The Camden-Wyoming Sewer & Water Authority is subject to Delaware's Freedom of Information Act and must release its employee salary, overtime and benefits information, the Superior Court of Delaware has ruled.
Delaware Superior Court Judge Robert Young ruled that the Camden-Wyoming Sewer & Water Authority must release the financial records it repeatedly refused to disclose because of its belief that it was not a public body subject to the state Freedom of Information Act.
Young's 18-page decision dated Nov. 7 was based on the oral arguments held Oct. 1 for the lawsuit that Attorney General Beau Biden filed to compel the Camden-Wyoming Sewer & Water Authority to comply with the Freedom of Information Act. Biden filed suit in Delaware Superior Court for Kent County in August 2011 after the authority denied Wyoming Town Councilwoman/Kent County Comptroller Georgette Williams' two requests for employee salary, overtime and benefits information based on her concern for high sewer & water rates.
Biden's lawsuit followed the Camden-Wyoming Sewer & Water Authority's refusal to comply with Williams' FIOA request for a second time even after the General Assembly passed legislation in the spring of 2011 to force the authority to hand over documents and records per the Freedom of Information Act. Senate Bill 36 was sponsored by State Sen. Brian Bushweller (D-Dover) and cosponsored by State Rep. Don Blakey (R-Camden) after the first time CWSWA refused to honor William's request. The bill flew through the Legislature and was signed by Gov. Jack Markell on April 19, 2011.
The legislation was necessary because the Attorney General's Office had previously ruled the FOIA statute did not extend to the Authority, which was the only such entity in the state, Delaware Department of Justice spokesman Jason P. Miller said in a Wednesday press release.
Young ruled that the Superior Court had jurisdiction to hear such a FOIA case in answer to one of the legal questions raised by the defendant and that the Delaware General Assembly had the power to declare the Authority to be a "public body" for FOIA purposes. In addition, Young ruled that Delaware law "strongly supports" the disclosure of salary information, that CWSWA had a statutory duty to maintain and disclose financial records and that the Office of the Attorney General had the legal right to bring suit on behalf of a citizen denied access to financial records.
The lawsuit against CWSWA was the first time that the Attorney General's Office had filed suit on a behalf of a citizen in a FOIA dispute, Miller said in his press release.
IF YOU GO
WHO Camden-Wyoming Sewer & Water Authority Board
WHAT Next regular meeting
WHEN 7 p.m. Tuesday
WHERE 16 S. West Street, Camden
CONTACT (302) 697-6372
However, Camden-Wyoming Sewer & Water Authority attorney Mary Sherlock maintained the authority's argument that employee salaries were not subject to disclosure under the state's Freedom of Information Act based on its interpretation of state law and the previous exemption granted by the Office of Attorney General during the Oct. 1 oral arguments held at the Kent County Courthouse.

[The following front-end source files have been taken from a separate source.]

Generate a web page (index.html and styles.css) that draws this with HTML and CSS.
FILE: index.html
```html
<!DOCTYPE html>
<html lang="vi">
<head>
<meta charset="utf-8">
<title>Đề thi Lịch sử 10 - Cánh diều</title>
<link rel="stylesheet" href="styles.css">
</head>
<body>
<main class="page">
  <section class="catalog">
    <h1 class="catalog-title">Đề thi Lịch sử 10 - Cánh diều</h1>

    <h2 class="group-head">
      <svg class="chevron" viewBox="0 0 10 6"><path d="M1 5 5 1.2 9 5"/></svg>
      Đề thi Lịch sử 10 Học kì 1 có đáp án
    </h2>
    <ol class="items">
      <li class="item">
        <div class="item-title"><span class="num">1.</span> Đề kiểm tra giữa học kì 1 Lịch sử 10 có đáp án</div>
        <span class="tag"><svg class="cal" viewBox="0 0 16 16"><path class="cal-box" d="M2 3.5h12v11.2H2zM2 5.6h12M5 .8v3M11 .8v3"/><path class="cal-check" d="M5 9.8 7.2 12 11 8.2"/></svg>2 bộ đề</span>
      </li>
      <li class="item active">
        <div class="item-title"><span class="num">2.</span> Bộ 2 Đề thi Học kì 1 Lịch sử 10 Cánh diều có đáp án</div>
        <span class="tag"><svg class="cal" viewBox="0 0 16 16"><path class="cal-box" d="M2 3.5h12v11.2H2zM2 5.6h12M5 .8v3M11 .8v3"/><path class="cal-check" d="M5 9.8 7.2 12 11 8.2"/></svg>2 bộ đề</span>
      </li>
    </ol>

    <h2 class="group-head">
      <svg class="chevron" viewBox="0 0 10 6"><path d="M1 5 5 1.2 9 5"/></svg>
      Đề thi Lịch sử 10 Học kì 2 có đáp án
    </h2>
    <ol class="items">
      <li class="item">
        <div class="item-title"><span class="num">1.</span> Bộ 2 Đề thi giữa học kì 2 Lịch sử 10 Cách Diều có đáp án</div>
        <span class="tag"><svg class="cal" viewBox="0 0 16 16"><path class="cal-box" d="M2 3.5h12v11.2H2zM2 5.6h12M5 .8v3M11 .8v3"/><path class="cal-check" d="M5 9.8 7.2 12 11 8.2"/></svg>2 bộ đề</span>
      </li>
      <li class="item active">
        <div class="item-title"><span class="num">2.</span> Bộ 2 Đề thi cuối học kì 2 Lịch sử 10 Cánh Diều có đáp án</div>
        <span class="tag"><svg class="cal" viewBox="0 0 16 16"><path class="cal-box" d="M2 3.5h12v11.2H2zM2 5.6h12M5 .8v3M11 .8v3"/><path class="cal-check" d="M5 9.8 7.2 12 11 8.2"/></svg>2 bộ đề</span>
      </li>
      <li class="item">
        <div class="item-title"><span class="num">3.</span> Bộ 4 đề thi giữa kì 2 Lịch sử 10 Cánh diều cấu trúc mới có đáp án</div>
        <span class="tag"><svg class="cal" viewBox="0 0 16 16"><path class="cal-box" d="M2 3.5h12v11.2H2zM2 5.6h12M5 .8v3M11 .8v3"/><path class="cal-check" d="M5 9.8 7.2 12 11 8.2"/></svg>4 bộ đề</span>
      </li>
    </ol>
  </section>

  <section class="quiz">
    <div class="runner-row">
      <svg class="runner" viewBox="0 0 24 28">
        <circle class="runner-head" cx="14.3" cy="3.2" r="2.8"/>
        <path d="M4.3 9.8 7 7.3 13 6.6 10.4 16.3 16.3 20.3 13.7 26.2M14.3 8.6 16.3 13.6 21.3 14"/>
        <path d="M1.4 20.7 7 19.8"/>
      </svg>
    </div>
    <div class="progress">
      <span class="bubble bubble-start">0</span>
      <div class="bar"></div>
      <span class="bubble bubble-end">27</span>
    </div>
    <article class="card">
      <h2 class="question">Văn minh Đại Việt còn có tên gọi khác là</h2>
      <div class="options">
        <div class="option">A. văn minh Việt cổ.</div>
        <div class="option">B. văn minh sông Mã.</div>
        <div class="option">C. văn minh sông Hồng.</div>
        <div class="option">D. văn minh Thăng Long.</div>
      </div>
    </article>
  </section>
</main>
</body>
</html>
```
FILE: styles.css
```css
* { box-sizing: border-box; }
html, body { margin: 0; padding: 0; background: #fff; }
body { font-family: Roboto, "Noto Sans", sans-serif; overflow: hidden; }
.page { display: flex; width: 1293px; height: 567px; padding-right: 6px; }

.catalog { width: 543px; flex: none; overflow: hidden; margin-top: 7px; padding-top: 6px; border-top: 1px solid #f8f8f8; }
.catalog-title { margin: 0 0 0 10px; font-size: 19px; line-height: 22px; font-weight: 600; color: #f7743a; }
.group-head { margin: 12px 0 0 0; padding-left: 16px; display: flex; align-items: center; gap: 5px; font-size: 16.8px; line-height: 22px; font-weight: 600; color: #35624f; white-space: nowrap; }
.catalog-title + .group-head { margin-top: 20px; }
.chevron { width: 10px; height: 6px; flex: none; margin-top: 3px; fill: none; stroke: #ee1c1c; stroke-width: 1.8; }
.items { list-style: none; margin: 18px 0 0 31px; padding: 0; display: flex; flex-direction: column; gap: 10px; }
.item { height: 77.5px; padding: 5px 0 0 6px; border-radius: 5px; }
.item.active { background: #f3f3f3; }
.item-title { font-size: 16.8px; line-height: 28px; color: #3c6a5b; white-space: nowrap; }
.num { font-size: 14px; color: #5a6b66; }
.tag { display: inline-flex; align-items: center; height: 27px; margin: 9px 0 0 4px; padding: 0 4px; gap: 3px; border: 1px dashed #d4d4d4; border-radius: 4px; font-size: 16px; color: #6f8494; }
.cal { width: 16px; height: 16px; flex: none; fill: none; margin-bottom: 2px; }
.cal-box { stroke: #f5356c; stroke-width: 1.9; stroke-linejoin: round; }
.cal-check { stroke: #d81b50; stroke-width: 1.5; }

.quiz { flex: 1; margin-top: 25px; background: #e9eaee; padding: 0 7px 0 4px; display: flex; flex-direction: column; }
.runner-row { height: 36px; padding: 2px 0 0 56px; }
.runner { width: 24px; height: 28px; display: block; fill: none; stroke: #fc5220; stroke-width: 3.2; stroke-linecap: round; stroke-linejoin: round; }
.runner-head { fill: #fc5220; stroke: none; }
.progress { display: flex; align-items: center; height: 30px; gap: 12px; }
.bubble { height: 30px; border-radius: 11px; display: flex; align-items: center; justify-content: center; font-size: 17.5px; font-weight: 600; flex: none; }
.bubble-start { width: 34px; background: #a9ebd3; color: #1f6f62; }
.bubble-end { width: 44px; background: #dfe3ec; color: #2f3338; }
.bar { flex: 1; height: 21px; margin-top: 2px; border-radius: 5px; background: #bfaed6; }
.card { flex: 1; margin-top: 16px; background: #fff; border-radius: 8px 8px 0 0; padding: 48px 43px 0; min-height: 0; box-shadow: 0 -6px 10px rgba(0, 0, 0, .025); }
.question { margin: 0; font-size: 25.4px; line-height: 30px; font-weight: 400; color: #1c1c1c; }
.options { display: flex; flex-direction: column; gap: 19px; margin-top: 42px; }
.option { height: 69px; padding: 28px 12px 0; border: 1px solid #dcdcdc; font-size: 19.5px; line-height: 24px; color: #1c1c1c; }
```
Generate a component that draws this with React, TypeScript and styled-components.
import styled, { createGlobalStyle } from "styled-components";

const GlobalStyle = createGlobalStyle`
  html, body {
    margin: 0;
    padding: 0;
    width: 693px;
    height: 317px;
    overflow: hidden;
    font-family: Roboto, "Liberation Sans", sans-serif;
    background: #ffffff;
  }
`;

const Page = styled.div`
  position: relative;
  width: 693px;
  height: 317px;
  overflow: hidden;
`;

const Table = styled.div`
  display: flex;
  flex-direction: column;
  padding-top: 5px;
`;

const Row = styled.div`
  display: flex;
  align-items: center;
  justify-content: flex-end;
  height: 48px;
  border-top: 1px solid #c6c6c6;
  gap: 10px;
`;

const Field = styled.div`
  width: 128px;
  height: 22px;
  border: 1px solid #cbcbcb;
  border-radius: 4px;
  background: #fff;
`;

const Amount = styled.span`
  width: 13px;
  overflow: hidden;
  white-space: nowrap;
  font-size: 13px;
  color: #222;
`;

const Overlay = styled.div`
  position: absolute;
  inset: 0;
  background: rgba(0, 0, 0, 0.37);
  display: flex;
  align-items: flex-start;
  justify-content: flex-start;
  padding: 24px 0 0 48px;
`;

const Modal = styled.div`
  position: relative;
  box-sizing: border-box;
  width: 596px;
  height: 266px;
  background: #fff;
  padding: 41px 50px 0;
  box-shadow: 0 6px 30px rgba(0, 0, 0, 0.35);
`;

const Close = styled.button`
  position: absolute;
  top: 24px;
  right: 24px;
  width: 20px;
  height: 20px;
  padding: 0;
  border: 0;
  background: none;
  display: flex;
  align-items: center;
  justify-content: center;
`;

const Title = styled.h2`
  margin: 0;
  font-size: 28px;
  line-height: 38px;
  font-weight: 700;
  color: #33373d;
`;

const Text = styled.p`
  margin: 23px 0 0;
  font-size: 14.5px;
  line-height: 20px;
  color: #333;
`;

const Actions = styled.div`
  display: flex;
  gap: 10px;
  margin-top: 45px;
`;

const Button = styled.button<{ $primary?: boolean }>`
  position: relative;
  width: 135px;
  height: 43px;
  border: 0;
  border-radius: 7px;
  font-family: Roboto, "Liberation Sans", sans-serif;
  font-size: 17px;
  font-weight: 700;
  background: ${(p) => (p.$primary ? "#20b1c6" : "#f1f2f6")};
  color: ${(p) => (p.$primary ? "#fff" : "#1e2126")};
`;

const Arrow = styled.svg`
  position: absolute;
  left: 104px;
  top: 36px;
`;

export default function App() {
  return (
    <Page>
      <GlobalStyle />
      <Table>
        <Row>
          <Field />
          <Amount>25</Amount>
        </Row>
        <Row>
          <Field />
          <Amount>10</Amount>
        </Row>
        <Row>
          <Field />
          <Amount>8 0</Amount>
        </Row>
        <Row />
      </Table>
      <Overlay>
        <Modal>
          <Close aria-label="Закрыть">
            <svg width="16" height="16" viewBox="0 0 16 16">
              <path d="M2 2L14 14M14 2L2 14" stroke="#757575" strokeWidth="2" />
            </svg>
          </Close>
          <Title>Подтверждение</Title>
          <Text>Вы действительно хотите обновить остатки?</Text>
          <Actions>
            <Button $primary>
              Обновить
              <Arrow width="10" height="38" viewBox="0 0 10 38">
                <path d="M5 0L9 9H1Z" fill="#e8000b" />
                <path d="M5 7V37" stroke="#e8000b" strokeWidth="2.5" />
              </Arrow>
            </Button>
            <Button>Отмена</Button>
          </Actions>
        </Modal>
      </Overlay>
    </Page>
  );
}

Sherlock, of the Weber Gallagher Simpson Stapleton law firm, in essence, argued that the state code created the mechanism by which the authority could be created but that the towns of Camden and Wyoming were the actual creators of the Camden-Wyoming Sewer & Water Authority. Moreover, the authority neither received state taxpayer dollars nor local taxpayer dollars from residents of the towns in question, she added. Therefore, it was exempt.
The towns of Camden and Wyoming, whose charters were granted by the state, created the Camden-Wyoming Sewer and Water Authority in 1962.
Meanwhile, Deputy Attorney General Ralph K. Durstein III said the "illogical" argument that individual employees' salaries were exempt from state open records law had been thrown out in previous FOIA cases. Moreover, he pointed out that the state Legislature amended code to make it clear that the CWSWA was a public body.
Sherlock also argued that Williams was barred from seeking the records due to holding office as treasurer for the Wyoming Town Council. Durstein balked at that notion and said Williams did not abdicate her constitutional rights as a citizen just because she held public office.
In his ruling, Young sided with state and emphasized that the motive or purpose of a person in seeking records was irrelevant under FOIA.
"Ms. Williams does not lose her rights as a citizen by virtue of holding a public office, a point made exceptionally clear by the United States Supreme Court in a discussion of the federal FOIA," Young wrote in his opinion. "'The identify of the requesting party has no bearing on the merits of his/her FOIA request,'" he said, quoting the Supreme Court.
In a press release, Biden thanked the Superior Court of Delaware for its ruling.
"The law clearly gives Delawareans access to public information about their government," Biden said in a prepared statement. "The Sewer and Water Authority is a public body and the salary information sought by this citizen must be released."
It was not clear yet whether the Camden-Wyoming Sewer & Water Authority would appeal the decision. CWSWA Board President Mark Dyer declined to comment for this article. But, he anticipates there could be sizeable crowd that wants to discuss the matter at the board's next meeting scheduled for Tuesday night.